Air quality remains a multifaceted challenge. Utah’s air pollution issues are compounded by distinctive local topography, high traffic volume, and dense population. While there’s no panacea for addressing air pollution challenges, focusing on transportation offers a pragmatic approach. Vehicle emissions account for roughly half of Utah’s air pollution, with needless idling contributing significantly to daily emissions in our air shed.
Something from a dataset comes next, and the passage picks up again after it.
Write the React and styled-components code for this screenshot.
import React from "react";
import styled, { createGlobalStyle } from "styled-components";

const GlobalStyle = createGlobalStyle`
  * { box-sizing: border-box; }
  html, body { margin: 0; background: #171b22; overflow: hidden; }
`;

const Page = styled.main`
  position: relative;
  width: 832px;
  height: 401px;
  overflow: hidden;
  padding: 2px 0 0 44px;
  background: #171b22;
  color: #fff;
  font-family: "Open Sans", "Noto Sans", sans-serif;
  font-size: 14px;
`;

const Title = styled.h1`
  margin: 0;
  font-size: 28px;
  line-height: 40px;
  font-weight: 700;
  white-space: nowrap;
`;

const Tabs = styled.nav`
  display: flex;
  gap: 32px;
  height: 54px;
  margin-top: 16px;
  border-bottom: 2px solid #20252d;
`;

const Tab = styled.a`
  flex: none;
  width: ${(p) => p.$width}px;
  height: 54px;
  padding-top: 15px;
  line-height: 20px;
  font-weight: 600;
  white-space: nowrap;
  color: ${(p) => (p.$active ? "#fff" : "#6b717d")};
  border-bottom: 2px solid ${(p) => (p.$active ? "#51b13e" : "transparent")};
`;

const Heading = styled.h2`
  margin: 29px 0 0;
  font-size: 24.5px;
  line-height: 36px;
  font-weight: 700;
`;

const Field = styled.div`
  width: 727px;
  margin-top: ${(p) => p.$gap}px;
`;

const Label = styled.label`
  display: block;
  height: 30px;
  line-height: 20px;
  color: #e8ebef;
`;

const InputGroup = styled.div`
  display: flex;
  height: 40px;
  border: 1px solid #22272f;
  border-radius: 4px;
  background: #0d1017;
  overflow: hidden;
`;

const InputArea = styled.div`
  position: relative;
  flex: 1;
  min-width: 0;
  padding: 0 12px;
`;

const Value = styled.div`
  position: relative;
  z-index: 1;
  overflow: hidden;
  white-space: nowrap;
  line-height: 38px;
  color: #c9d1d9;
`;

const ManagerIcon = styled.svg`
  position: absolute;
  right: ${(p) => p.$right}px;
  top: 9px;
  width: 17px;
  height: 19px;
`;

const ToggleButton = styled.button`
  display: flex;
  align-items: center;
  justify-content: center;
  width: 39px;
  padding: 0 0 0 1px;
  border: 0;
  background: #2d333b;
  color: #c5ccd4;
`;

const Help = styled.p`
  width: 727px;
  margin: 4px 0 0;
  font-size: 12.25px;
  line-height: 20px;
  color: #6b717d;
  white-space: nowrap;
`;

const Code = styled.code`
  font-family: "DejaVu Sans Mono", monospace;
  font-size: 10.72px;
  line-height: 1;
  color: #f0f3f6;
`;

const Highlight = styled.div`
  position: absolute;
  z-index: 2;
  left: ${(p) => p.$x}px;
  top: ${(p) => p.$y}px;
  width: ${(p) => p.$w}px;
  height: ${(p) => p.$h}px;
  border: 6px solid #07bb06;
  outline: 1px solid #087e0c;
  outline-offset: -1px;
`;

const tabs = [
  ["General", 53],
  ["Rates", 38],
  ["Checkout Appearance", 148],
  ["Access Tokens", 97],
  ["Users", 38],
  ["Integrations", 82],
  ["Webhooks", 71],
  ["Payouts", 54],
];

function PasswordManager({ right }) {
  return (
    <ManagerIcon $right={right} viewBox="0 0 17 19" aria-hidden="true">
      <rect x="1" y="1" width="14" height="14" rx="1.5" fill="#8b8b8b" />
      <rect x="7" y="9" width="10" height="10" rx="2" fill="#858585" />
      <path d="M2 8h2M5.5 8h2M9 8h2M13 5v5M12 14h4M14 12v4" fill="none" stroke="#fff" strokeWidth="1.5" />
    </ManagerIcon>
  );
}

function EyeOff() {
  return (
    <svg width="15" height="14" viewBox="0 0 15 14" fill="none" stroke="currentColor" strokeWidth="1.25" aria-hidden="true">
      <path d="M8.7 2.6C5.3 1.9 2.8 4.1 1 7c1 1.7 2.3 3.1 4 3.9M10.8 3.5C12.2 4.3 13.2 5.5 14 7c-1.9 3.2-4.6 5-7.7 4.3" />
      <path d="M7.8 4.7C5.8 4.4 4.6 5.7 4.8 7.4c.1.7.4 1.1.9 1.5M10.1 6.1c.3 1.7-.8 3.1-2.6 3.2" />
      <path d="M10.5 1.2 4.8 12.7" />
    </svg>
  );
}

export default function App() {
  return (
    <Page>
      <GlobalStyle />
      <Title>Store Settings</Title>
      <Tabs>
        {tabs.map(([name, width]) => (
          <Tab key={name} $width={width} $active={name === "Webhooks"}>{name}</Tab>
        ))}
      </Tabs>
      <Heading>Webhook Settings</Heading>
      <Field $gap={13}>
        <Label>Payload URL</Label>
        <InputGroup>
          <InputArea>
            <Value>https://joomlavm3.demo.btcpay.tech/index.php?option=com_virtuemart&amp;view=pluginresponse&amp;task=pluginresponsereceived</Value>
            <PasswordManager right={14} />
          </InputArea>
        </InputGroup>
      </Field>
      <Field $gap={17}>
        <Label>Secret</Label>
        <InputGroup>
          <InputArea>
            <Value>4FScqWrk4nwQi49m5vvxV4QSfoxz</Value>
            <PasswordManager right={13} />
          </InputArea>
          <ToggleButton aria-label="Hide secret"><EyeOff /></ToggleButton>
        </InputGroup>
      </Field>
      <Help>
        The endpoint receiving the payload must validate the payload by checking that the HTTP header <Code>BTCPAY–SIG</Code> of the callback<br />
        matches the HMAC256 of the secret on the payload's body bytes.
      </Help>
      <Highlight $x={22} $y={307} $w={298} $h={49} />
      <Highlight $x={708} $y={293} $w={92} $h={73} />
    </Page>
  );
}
With over 80 Utah fleets committing annually to operate Idle Free, in partnership with Utah Clean Cities and the communities they serve, remarkable progress has been achieved. According to data from Utah Clean Cities’ 2022 annual report, the “Turn Your Key, Be Idle Free” program curtailed more than 200,000 pounds of criteria pollutants in 2021 alone. Over the past year, the program collectively reduced greenhouse gas (GHG) emissions by over 13,942 tons, equivalent to 1,183,139 gallons of gasoline.

 

Imagine this: The fuel saved through the “Turn Your Key, Be Idle Free” program for a year could enable approximately 473,256 Utah residents to explore all five of our cherished national parks.